The paper surprised researchers because of both how simple and effective the lab’s approach to RL appears to have been, and a major component of this is that DeepSeek-R1 was trained to output the superior chains of thought described above without a critic. Training a critic is probably the most complicated part of reinforcement learning, and it is also computationally expensive, so finding a training strategy that forgoes it altogether is a big deal. The DeepSeek team has achieved this using an approach called “Group Relative Policy Optimization” (GRPO).
Let’s say that when solving a mathematical problem, our LLM often outputs the token “aha” (DeepSeek-R1 does this), which increases the likelihood of it finding the correct answer. How has it learnt this behaviour without a critic? With GRPO, we have our LLM answer each mathematical training problem thousands of times. We then look at its thousands of attempts, or more formally “rollouts,” and use a rule-based reward to assign 1 to all the tokens that led to a correct answer, and 0 to all the tokens that didn’t; by doing this, we’ll assign scores to every “aha” our model has output. Then, if we take some sort of average of these scores, this will give us an approximate estimation of quality of the “move” “aha” in the “game” of mathematics. And if our LLM was more likely to give us the correct answer when it outputs “aha” a few times, it will then learn from that fact and incorporate it into its future responses.
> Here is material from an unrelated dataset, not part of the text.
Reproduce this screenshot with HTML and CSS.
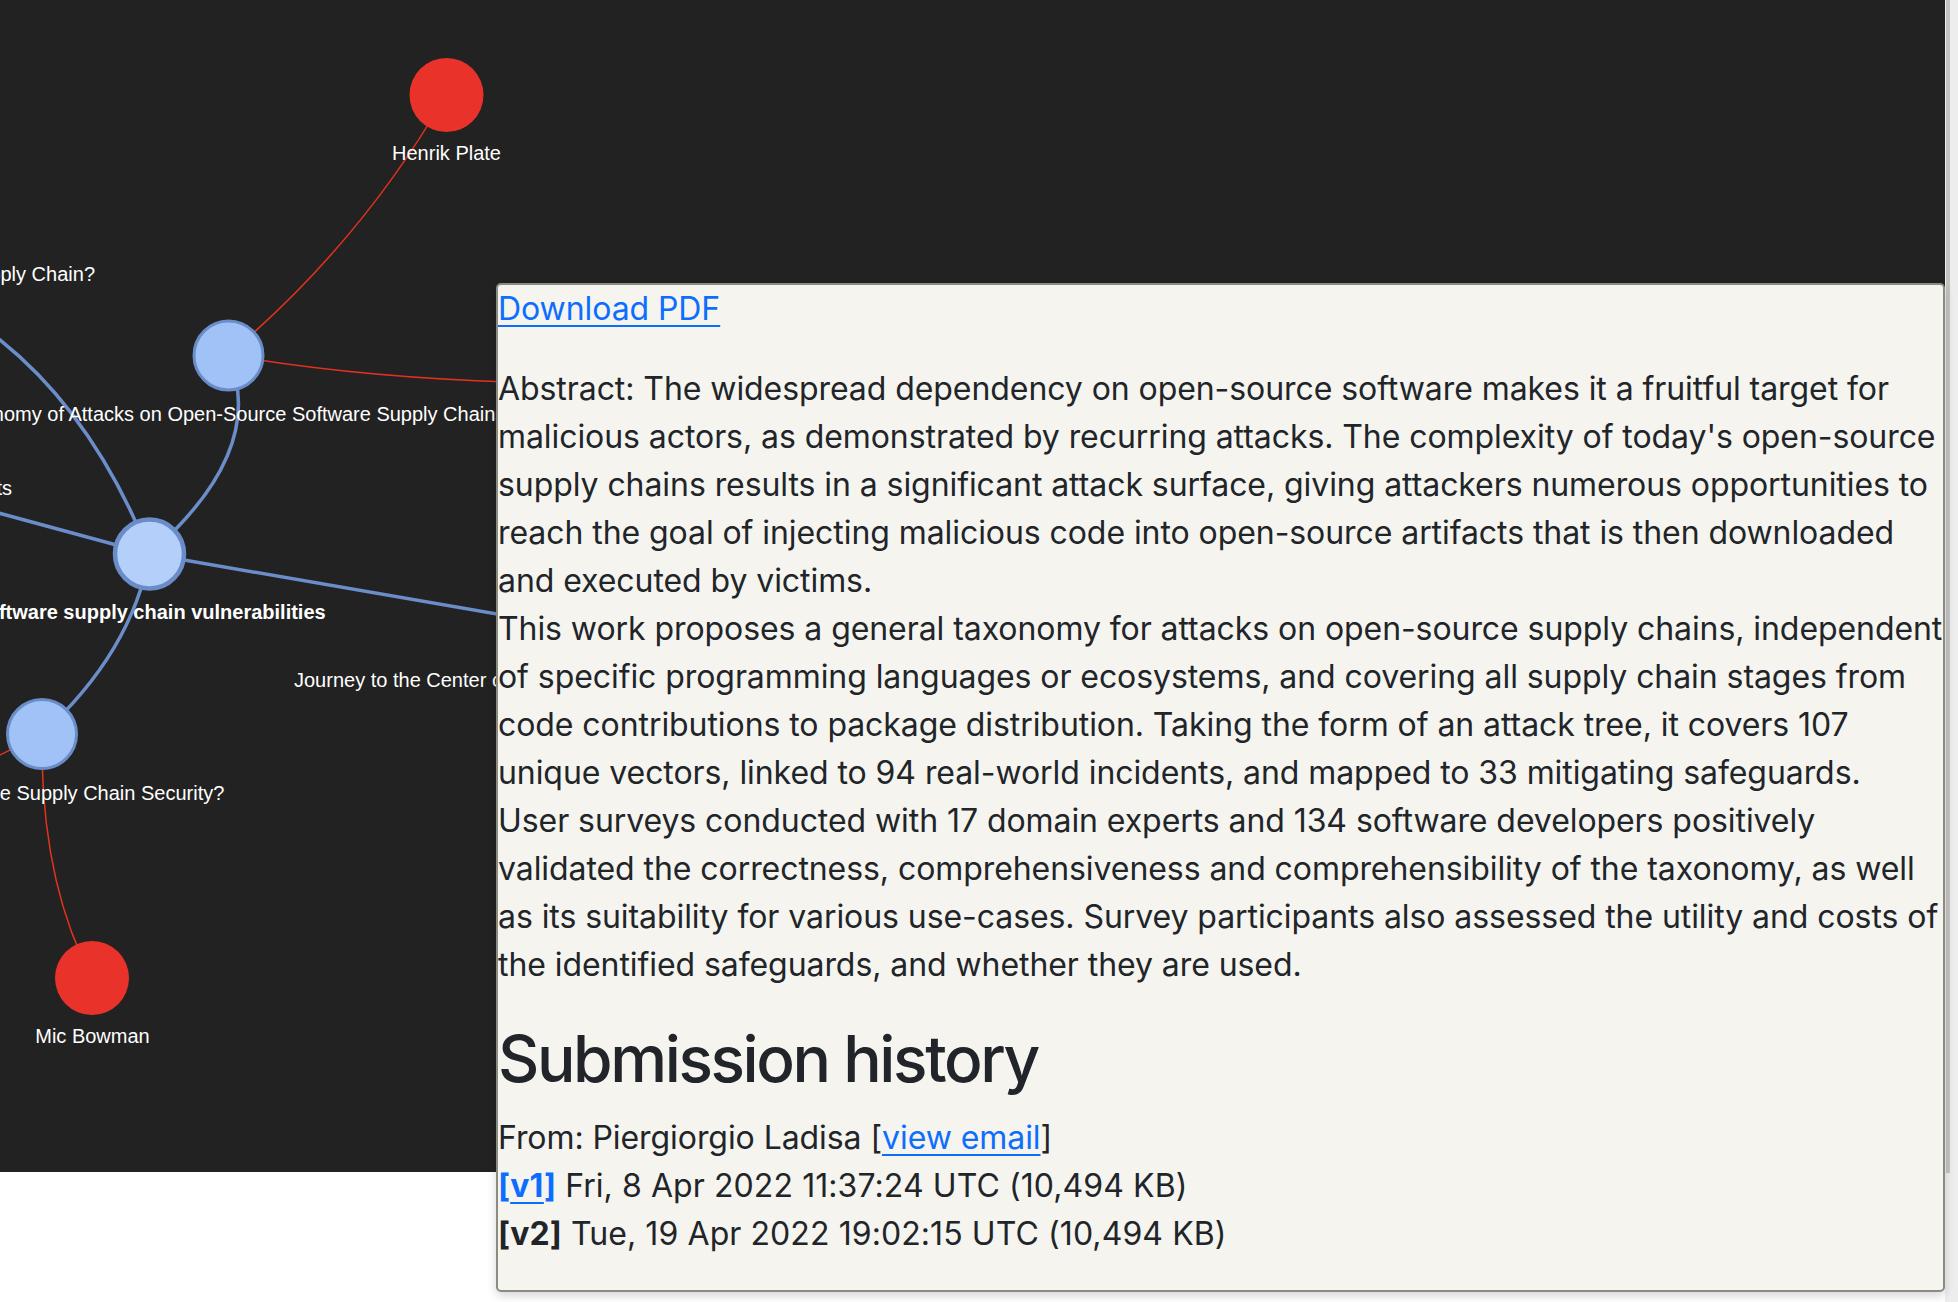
FILE: index.html
```html
<!DOCTYPE html>
<html lang="en">
<head>
<meta charset="utf-8">
<title>Paper graph</title>
<link rel="stylesheet" href="styles.css">
</head>
<body>
<div class="page">
  <main class="graph">
    <svg class="graph-svg" width="1945" height="1172" viewBox="0 0 1945 1172">
      <defs>
        <clipPath id="visible-area"><rect x="-200" y="0" width="697" height="1172"/></clipPath>
      </defs>
      <g class="edges-blue">
        <path d="M228 355 Q269 449.5 149.5 554"/>
        <path d="M149.5 554 Q132 652 42 734"/>
        <path d="M-40 309 L0 340 Q94 415 149.5 554"/>
        <path d="M-60 497 L149.5 554"/>
        <path d="M149.5 554 L543 622"/>
      </g>
      <g class="edges-red">
        <path d="M228 355 Q360 244 446 95"/>
        <path d="M228 355 Q380 381 560 383"/>
        <path d="M42 734 Q40 880 92 978"/>
        <path d="M42 734 L-40 775"/>
      </g>
      <g class="nodes">
        <circle class="node-author" cx="446.5" cy="95" r="37"/>
        <circle class="node-author" cx="92" cy="978" r="37"/>
        <circle class="node-paper" cx="228.5" cy="355.5" r="34.5"/>
        <circle class="node-paper node-focus" cx="149.5" cy="554" r="34.5"/>
        <circle class="node-paper" cx="42" cy="734" r="34.5"/>
      </g>
      <g class="labels">
        <text x="446.5" y="160" text-anchor="middle">Henrik Plate</text>
        <text x="95" y="281" text-anchor="end">What are Weak Links in the npm Supply Chain?</text>
        <text x="12" y="495" text-anchor="end">Detecting Supply Chain Attacks in Open-Source Artifacts</text>
        <text class="label-focus" x="149.5" y="619" text-anchor="middle">Software supply chain vulnerabilities</text>
        <text x="42" y="800" text-anchor="middle">What is Software Supply Chain Security?</text>
        <text x="92.5" y="1043" text-anchor="middle">Mic Bowman</text>
        <g clip-path="url(#visible-area)">
          <text x="228" y="421" text-anchor="middle">Taxonomy of Attacks on Open-Source Software Supply Chains</text>
          <text x="294" y="687" text-anchor="start">Journey to the Center of Software Supply Chain Attacks</text>
        </g>
      </g>
    </svg>
  </main>
  <div class="scrollbar"><div class="scrollbar-thumb"></div></div>
</div>

<section class="panel">
  <p class="pdf"><a href="#">Download PDF</a></p>
  <p class="abstract">Abstract: The widespread dependency on open-source software makes it a fruitful target for<br>
  malicious actors, as demonstrated by recurring attacks. The complexity of today's open-source<br>
  supply chains results in a significant attack surface, giving attackers numerous opportunities to<br>
  reach the goal of injecting malicious code into open-source artifacts that is then downloaded<br>
  and executed by victims.<br>
  This work proposes a general taxonomy for attacks on open-source supply chains, independent<br>
  of specific programming languages or ecosystems, and covering all supply chain stages from<br>
  code contributions to package distribution. Taking the form of an attack tree, it covers 107<br>
  unique vectors, linked to 94 real-world incidents, and mapped to 33 mitigating safeguards.<br>
  User surveys conducted with 17 domain experts and 134 software developers positively<br>
  validated the correctness, comprehensiveness and comprehensibility of the taxonomy, as well<br>
  as its suitability for various use-cases. Survey participants also assessed the utility and costs of<br>
  the identified safeguards, and whether they are used.</p>
  <h2 class="history-title">Submission history</h2>
  <p class="history">From: Piergiorgio Ladisa [<a href="#">view email</a>]<br>
  <span class="version"><strong class="ver-link">[<a href="#">v1</a>]</strong> Fri, 8 Apr 2022 11:37:24 UTC (10,494 KB)</span><br>
  <span class="version"><strong>[v2]</strong> Tue, 19 Apr 2022 19:02:15 UTC (10,494 KB)</span></p>
</section>
</body>
</html>
```

FILE: styles.css
```css
html, body {
  margin: 0;
  padding: 0;
  background: #ffffff;
}

body {
  position: relative;
  width: 1958px;
  height: 1302px;
  overflow: hidden;
  font-family: Inter, "Noto Sans", "Liberation Sans", sans-serif;
}

.page {
  display: flex;
  align-items: flex-start;
  height: 1302px;
}

.graph {
  width: 1945px;
  height: 1172px;
  background: #222222;
  flex: none;
}

.graph-svg {
  display: block;
}

.edges-blue path {
  fill: none;
  stroke: #6b8dca;
  stroke-width: 3.5;
}

.edges-red path {
  fill: none;
  stroke: #e5321f;
  stroke-width: 1.5;
}

.node-author {
  fill: #e9332a;
}

.node-paper {
  fill: #a1c2f6;
  stroke: #6a8dca;
  stroke-width: 3;
}

.node-focus {
  fill: #b5cffb;
  stroke-width: 4.5;
}

.labels text {
  font-family: "Liberation Sans", Arial, sans-serif;
  font-size: 20px;
  fill: #ffffff;
}

.labels .label-focus {
  font-weight: 700;
}

.scrollbar {
  flex: none;
  width: 13px;
  height: 1302px;
  background: #ededed;
  display: flex;
  padding-left: 1px;
  box-sizing: border-box;
}

.scrollbar-thumb {
  width: 4px;
  height: 1173px;
  background: #c3c3c3;
}

.panel {
  position: absolute;
  left: 496px;
  top: 283px;
  width: 1449px;
  box-sizing: border-box;
  border: 2px solid #8a8b81;
  border-radius: 5px;
  background: #f5f4ef;
  box-shadow: 0 4px 10px rgba(0, 0, 0, 0.16);
  color: #212529;
  font-size: 32px;
  line-height: 48px;
  letter-spacing: -0.07px;
}

.panel p {
  margin: 0 0 32px 0;
}

.abstract {
  white-space: nowrap;
}

.panel a {
  color: #0d6efd;
  text-decoration: underline;
  text-underline-offset: 5px;
  text-decoration-thickness: 2px;
}

.history-title {
  margin: 0 0 16px 0;
  font-size: 64px;
  line-height: 1.2;
  font-weight: 500;
  letter-spacing: -2.4px;
}

.ver-link {
  color: #0d6efd;
}

.panel strong {
  font-weight: 700;
}

.version {
  letter-spacing: 0.08px;
}
```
Remarkably, this works very well. In fact, the performance of DeepSeek-R1 suggests that by using this approach—asking a model to solve the same problem many times and performing a straightforward mathematical analysis of its various attempts—we can calculate training feedback that seems roughly as good as if we had trained a sophisticated neural network to perform the same task. Something like this has been historically used in reinforcement learning to train networks on simpler tasks, but its applicability to fine-tuning LLMs has taken many in the research community by surprise. We haven’t experimented with applying GRPO to more qualitative tasks, but regardless, it is a major contribution to the current state-of-the-art in reinforcement learning.
7. Conclusion
That is, very roughly, how labs have fine-tuned models like o1 and DeepSeek-R1 using reinforcement learning to provide better responses to quantitative questions. The approach will be most effective in domains with the clearest answers, as having an easily-defined end-goal is key to evaluating and optimizing the LLM’s chain of thought. It is not clear how we could apply this approach to problems in the arts and humanities, but as observed at the start of this post, an approach that works well for mathematics is already enormously significant. Whether it is sufficient for LLMs to achieve superhuman performance in mathematics remains to be seen.
Thanks to David Yu-Tung Hui for walking me through the math in the DeepSeek-R1 paper and then reviewing this post. All remaining errors are my own.